EXERCISE TASK:
Return every record verbatim.

THE RECORDS:
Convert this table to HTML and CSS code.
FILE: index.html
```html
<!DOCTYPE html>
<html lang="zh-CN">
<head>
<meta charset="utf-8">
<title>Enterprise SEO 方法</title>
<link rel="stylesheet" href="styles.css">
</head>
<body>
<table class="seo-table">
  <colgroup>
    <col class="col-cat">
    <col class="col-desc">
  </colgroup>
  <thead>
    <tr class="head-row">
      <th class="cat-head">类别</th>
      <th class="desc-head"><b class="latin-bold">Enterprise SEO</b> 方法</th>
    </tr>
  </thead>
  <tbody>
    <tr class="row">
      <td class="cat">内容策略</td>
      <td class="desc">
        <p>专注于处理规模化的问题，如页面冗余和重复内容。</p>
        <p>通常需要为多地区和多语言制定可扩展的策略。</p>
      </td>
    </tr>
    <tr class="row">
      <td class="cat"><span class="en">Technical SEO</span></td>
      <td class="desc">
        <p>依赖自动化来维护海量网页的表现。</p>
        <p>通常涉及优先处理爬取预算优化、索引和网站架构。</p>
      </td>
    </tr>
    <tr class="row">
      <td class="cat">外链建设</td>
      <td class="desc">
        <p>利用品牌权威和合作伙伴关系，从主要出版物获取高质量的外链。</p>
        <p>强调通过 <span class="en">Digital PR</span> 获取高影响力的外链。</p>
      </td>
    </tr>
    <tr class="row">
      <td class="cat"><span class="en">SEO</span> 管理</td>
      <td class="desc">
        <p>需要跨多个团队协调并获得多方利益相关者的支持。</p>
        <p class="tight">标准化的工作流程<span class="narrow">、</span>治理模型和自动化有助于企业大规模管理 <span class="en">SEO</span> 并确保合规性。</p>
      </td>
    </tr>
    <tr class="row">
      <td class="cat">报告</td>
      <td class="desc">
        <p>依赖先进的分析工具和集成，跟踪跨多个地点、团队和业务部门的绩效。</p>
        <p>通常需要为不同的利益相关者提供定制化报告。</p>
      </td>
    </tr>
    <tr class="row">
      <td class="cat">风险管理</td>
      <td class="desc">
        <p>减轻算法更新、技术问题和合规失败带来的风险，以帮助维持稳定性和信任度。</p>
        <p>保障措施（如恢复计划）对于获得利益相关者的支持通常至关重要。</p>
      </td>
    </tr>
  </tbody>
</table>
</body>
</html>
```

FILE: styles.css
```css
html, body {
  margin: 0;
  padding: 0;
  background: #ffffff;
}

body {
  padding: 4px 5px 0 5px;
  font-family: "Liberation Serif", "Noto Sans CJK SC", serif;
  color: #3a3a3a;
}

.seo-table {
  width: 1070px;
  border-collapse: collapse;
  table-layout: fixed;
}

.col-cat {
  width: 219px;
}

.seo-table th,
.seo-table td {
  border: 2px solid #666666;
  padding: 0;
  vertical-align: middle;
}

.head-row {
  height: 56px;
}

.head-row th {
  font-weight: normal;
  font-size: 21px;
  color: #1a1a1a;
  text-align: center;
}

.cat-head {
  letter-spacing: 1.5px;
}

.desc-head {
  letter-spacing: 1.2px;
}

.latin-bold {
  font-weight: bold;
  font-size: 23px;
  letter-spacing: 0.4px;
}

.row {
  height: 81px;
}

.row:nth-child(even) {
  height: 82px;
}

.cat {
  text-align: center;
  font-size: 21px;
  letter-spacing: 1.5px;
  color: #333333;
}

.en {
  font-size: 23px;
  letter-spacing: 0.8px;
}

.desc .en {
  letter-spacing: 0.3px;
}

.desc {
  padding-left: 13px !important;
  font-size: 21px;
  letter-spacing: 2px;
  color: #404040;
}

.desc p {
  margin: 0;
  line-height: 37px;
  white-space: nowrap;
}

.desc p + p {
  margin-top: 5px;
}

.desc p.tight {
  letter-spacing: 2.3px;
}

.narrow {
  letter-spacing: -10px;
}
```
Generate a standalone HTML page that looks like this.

SOLUTION FOR THIS EXERCISE:
Convert this table to HTML and CSS code.
FILE: index.html
```html
<!DOCTYPE html>
<html lang="zh-CN">
<head>
<meta charset="utf-8">
<title>Enterprise SEO 方法</title>
<link rel="stylesheet" href="styles.css">
</head>
<body>
<table class="seo-table">
  <colgroup>
    <col class="col-cat">
    <col class="col-desc">
  </colgroup>
  <thead>
    <tr class="head-row">
      <th class="cat-head">类别</th>
      <th class="desc-head"><b class="latin-bold">Enterprise SEO</b> 方法</th>
    </tr>
  </thead>
  <tbody>
    <tr class="row">
      <td class="cat">内容策略</td>
      <td class="desc">
        <p>专注于处理规模化的问题，如页面冗余和重复内容。</p>
        <p>通常需要为多地区和多语言制定可扩展的策略。</p>
      </td>
    </tr>
    <tr class="row">
      <td class="cat"><span class="en">Technical SEO</span></td>
      <td class="desc">
        <p>依赖自动化来维护海量网页的表现。</p>
        <p>通常涉及优先处理爬取预算优化、索引和网站架构。</p>
      </td>
    </tr>
    <tr class="row">
      <td class="cat">外链建设</td>
      <td class="desc">
        <p>利用品牌权威和合作伙伴关系，从主要出版物获取高质量的外链。</p>
        <p>强调通过 <span class="en">Digital PR</span> 获取高影响力的外链。</p>
      </td>
    </tr>
    <tr class="row">
      <td class="cat"><span class="en">SEO</span> 管理</td>
      <td class="desc">
        <p>需要跨多个团队协调并获得多方利益相关者的支持。</p>
        <p class="tight">标准化的工作流程<span class="narrow">、</span>治理模型和自动化有助于企业大规模管理 <span class="en">SEO</span> 并确保合规性。</p>
      </td>
    </tr>
    <tr class="row">
      <td class="cat">报告</td>
      <td class="desc">
        <p>依赖先进的分析工具和集成，跟踪跨多个地点、团队和业务部门的绩效。</p>
        <p>通常需要为不同的利益相关者提供定制化报告。</p>
      </td>
    </tr>
    <tr class="row">
      <td class="cat">风险管理</td>
      <td class="desc">
        <p>减轻算法更新、技术问题和合规失败带来的风险，以帮助维持稳定性和信任度。</p>
        <p>保障措施（如恢复计划）对于获得利益相关者的支持通常至关重要。</p>
      </td>
    </tr>
  </tbody>
</table>
</body>
</html>
```

FILE: styles.css
```css
html, body {
  margin: 0;
  padding: 0;
  background: #ffffff;
}

body {
  padding: 4px 5px 0 5px;
  font-family: "Liberation Serif", "Noto Sans CJK SC", serif;
  color: #3a3a3a;
}

.seo-table {
  width: 1070px;
  border-collapse: collapse;
  table-layout: fixed;
}

.col-cat {
  width: 219px;
}

.seo-table th,
.seo-table td {
  border: 2px solid #666666;
  padding: 0;
  vertical-align: middle;
}

.head-row {
  height: 56px;
}

.head-row th {
  font-weight: normal;
  font-size: 21px;
  color: #1a1a1a;
  text-align: center;
}

.cat-head {
  letter-spacing: 1.5px;
}

.desc-head {
  letter-spacing: 1.2px;
}

.latin-bold {
  font-weight: bold;
  font-size: 23px;
  letter-spacing: 0.4px;
}

.row {
  height: 81px;
}

.row:nth-child(even) {
  height: 82px;
}

.cat {
  text-align: center;
  font-size: 21px;
  letter-spacing: 1.5px;
  color: #333333;
}

.en {
  font-size: 23px;
  letter-spacing: 0.8px;
}

.desc .en {
  letter-spacing: 0.3px;
}

.desc {
  padding-left: 13px !important;
  font-size: 21px;
  letter-spacing: 2px;
  color: #404040;
}

.desc p {
  margin: 0;
  line-height: 37px;
  white-space: nowrap;
}

.desc p + p {
  margin-top: 5px;
}

.desc p.tight {
  letter-spacing: 2.3px;
}

.narrow {
  letter-spacing: -10px;
}
```
Generate a standalone HTML page that looks like this.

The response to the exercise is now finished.